What to work on → Review the listing and copy each line that holds the word "this".

A run of records:
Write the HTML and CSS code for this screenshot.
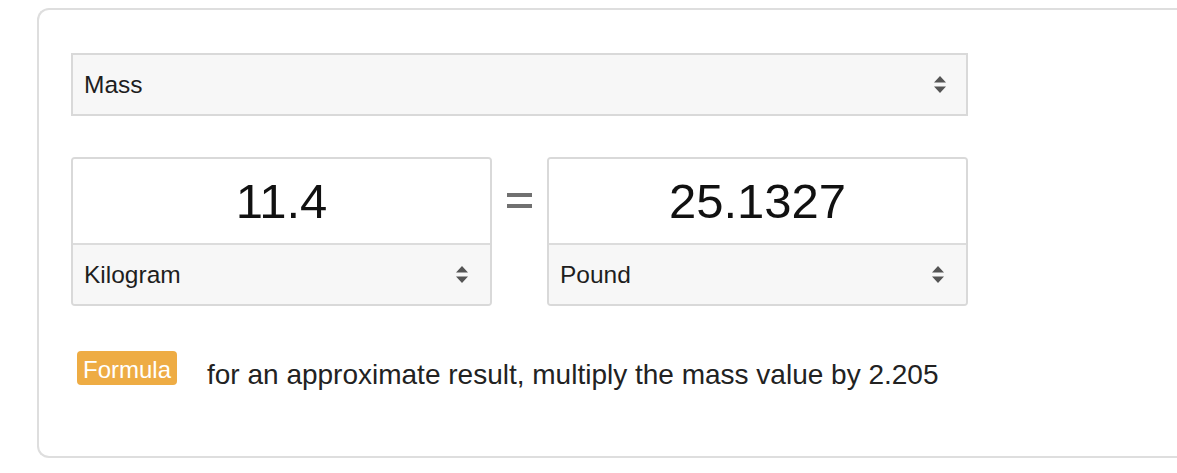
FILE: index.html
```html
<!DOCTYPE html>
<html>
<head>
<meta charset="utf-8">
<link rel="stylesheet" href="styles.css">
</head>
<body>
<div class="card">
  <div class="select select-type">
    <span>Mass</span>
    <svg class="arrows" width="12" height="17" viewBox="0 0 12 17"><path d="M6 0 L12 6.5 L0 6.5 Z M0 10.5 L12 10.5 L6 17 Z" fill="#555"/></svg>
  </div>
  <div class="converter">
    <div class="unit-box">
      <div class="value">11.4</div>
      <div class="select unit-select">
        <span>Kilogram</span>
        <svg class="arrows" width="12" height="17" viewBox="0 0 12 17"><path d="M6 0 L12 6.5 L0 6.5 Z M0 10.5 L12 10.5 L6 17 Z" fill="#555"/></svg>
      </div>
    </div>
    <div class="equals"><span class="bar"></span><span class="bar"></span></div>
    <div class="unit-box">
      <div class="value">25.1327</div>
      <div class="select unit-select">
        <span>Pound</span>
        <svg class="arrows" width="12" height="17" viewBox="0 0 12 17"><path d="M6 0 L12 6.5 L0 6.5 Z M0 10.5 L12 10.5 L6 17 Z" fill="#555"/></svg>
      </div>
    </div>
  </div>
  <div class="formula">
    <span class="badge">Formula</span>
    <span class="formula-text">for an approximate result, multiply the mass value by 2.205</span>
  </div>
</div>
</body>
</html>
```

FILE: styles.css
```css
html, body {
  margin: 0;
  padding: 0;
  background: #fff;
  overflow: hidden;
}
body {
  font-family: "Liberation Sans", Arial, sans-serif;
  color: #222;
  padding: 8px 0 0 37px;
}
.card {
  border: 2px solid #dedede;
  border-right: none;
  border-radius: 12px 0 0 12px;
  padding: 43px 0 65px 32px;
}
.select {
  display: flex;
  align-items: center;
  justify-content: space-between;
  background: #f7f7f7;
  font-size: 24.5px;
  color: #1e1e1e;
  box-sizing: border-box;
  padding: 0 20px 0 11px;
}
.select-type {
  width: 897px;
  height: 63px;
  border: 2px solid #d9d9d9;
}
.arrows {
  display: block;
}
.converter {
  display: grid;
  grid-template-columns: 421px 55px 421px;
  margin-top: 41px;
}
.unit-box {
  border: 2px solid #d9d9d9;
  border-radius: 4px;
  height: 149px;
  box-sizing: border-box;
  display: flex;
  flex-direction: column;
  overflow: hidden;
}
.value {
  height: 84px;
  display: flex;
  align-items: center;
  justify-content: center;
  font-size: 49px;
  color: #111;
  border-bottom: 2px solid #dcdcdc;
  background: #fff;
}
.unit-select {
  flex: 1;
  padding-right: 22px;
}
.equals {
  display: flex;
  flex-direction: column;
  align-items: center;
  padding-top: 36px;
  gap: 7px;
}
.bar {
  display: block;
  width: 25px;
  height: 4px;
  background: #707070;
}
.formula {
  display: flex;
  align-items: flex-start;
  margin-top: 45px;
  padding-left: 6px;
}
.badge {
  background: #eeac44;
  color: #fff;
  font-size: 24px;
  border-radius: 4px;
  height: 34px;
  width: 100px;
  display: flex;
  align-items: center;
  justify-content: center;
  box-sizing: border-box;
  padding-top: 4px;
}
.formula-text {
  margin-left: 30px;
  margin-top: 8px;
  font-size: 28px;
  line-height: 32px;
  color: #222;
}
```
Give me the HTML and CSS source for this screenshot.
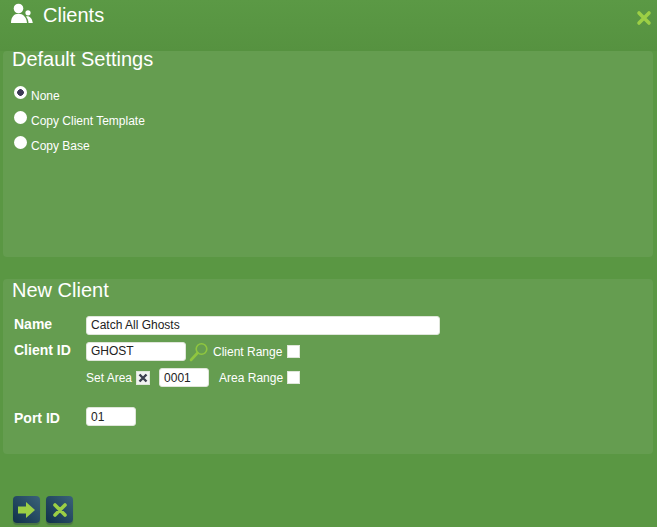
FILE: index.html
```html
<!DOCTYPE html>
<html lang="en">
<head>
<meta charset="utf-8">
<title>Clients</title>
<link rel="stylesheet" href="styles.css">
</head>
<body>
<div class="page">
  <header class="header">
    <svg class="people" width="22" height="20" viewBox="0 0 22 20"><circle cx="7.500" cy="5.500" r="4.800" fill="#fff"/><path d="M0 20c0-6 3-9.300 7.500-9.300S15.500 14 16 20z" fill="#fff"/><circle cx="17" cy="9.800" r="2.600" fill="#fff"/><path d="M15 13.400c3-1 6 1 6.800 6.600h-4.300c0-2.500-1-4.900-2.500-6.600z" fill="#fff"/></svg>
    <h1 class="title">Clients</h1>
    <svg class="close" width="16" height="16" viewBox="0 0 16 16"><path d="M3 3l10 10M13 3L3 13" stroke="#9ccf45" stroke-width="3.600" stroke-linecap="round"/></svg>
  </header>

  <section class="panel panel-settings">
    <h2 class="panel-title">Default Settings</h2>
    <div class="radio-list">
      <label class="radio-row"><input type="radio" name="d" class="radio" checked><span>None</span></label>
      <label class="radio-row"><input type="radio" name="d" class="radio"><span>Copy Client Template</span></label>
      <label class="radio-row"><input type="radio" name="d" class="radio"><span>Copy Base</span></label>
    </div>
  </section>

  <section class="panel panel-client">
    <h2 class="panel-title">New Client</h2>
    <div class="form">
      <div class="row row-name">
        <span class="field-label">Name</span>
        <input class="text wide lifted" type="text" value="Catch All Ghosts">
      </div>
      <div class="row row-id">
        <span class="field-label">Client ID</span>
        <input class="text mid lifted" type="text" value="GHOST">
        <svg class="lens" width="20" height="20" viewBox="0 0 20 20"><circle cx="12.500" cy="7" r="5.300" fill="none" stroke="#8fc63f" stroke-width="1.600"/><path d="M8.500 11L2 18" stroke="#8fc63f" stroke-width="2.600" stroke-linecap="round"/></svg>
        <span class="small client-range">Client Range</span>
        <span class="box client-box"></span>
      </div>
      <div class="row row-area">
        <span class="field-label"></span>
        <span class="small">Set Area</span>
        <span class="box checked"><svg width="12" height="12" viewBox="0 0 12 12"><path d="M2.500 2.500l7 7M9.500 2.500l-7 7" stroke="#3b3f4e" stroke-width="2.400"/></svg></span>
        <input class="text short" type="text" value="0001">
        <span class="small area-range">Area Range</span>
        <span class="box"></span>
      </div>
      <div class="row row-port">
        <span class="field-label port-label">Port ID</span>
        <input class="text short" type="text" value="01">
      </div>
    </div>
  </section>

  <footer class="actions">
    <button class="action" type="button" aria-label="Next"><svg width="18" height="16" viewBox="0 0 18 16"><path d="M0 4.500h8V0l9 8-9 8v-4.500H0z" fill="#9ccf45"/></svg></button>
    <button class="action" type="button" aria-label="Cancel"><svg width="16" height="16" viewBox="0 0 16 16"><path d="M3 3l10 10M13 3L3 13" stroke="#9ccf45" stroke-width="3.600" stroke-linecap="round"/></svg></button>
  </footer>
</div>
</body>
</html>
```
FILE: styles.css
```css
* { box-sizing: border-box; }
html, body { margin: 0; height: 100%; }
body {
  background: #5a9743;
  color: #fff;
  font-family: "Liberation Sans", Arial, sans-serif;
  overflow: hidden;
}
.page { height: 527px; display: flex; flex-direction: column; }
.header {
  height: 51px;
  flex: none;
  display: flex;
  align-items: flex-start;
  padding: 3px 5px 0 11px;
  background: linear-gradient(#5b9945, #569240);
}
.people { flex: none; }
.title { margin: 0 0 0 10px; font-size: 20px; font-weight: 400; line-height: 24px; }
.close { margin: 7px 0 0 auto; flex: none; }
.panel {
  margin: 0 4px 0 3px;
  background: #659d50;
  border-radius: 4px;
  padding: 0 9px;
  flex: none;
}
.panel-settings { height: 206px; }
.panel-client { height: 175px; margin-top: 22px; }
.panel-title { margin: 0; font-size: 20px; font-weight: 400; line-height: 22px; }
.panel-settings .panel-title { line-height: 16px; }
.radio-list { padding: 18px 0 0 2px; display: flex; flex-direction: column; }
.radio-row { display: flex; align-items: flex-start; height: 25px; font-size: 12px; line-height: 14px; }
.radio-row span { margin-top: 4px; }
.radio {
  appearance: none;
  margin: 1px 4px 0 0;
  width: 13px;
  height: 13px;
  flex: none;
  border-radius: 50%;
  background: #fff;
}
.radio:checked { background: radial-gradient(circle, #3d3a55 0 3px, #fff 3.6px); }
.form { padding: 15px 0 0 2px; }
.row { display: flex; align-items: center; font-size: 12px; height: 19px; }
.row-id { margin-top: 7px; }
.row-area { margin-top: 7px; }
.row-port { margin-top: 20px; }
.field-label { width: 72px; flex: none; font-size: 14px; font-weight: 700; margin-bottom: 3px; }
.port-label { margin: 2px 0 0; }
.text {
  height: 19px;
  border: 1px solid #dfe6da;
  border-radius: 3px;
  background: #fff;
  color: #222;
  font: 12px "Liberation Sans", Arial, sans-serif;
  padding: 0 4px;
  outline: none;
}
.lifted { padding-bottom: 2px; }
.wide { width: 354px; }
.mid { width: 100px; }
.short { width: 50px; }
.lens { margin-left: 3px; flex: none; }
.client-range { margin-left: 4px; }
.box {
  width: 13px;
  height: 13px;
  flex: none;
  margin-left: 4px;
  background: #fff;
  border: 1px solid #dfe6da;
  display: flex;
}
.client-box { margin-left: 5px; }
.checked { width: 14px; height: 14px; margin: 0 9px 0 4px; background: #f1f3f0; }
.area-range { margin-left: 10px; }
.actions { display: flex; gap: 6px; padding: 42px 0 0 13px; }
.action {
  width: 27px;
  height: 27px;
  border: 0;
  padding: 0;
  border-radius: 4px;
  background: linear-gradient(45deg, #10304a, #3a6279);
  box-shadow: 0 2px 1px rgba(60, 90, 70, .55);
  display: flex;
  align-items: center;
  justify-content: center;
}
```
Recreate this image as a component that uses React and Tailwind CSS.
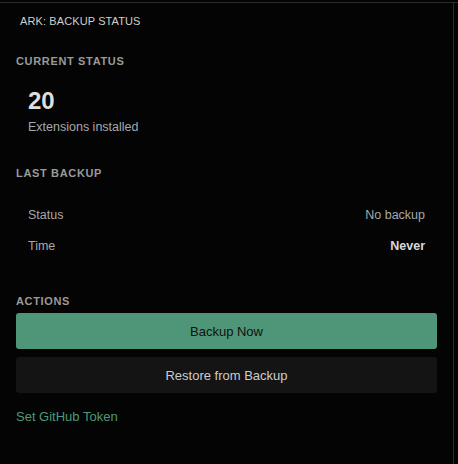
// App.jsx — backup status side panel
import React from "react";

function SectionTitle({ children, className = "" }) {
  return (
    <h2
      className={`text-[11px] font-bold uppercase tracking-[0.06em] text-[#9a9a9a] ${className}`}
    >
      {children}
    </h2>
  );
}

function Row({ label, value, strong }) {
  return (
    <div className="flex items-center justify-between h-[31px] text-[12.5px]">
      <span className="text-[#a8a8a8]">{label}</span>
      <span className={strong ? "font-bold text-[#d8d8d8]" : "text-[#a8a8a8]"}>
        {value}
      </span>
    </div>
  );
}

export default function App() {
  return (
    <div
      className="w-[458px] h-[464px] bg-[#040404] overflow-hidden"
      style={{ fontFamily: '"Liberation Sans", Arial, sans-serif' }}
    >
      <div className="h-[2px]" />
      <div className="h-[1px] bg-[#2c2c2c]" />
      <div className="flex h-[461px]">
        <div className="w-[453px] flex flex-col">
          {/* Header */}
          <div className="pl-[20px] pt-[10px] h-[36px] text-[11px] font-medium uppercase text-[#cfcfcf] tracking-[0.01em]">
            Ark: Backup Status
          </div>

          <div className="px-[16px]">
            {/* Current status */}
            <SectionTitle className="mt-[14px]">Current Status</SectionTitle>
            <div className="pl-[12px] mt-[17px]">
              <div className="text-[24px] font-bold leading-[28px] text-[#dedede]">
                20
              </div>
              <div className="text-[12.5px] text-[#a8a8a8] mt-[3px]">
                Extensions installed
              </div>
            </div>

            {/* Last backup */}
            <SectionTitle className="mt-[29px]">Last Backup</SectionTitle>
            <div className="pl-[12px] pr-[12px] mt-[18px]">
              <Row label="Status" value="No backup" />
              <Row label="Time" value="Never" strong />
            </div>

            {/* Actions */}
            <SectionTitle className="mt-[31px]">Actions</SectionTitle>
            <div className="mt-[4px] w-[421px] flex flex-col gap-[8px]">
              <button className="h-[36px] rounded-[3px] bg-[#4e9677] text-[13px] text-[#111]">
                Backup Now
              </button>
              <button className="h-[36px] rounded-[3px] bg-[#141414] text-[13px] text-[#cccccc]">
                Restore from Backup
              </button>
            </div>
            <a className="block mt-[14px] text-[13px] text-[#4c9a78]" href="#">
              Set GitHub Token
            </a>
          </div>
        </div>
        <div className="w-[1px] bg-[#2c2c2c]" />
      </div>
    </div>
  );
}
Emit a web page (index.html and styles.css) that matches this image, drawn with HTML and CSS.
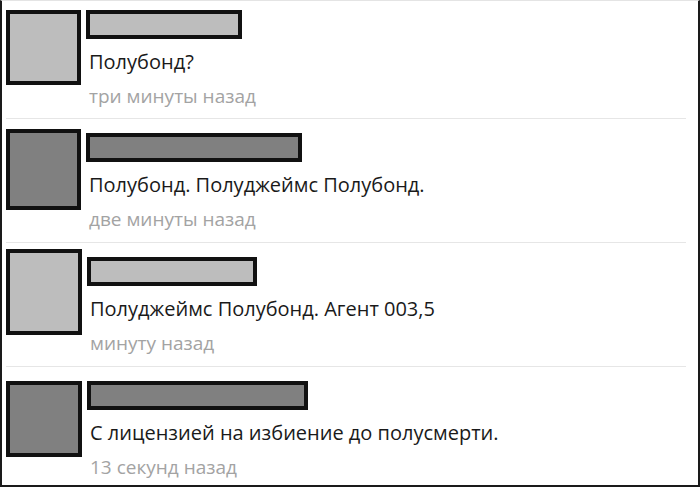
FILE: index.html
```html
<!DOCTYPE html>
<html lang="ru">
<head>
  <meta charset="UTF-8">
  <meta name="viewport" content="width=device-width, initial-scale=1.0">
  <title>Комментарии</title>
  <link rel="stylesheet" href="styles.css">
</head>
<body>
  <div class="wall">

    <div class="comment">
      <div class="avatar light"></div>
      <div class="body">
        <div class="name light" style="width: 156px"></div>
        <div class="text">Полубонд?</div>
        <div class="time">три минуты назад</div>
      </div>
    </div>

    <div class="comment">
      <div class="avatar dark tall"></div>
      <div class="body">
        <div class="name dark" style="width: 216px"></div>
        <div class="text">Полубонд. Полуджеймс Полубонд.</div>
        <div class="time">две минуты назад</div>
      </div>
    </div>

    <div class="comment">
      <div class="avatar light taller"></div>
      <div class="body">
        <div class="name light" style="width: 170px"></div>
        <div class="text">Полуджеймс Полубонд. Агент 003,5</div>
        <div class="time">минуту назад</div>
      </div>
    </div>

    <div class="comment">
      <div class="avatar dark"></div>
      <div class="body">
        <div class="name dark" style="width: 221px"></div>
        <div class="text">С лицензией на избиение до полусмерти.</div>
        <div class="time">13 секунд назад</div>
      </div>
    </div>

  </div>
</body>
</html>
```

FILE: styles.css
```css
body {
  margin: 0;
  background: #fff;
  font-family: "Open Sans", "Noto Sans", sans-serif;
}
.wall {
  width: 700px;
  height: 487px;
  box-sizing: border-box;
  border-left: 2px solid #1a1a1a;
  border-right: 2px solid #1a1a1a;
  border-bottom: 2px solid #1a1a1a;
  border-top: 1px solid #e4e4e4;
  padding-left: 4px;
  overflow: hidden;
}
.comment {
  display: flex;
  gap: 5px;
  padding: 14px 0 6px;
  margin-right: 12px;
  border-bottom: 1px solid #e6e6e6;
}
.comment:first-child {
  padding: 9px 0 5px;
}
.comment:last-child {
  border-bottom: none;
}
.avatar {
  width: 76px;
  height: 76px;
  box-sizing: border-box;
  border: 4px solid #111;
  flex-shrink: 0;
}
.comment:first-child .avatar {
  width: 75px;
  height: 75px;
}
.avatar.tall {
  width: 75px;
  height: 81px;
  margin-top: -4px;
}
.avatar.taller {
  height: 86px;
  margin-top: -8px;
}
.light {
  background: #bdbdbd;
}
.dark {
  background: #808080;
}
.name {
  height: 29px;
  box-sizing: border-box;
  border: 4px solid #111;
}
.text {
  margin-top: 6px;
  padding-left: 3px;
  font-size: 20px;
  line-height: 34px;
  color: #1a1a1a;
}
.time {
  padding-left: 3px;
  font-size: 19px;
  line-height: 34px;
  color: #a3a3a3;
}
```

Correct output →
Write the HTML and CSS code for this screenshot.
Give me the HTML and CSS source for this screenshot.
Recreate this image as a component that uses React and Tailwind CSS.
Emit a web page (index.html and styles.css) that matches this image, drawn with HTML and CSS.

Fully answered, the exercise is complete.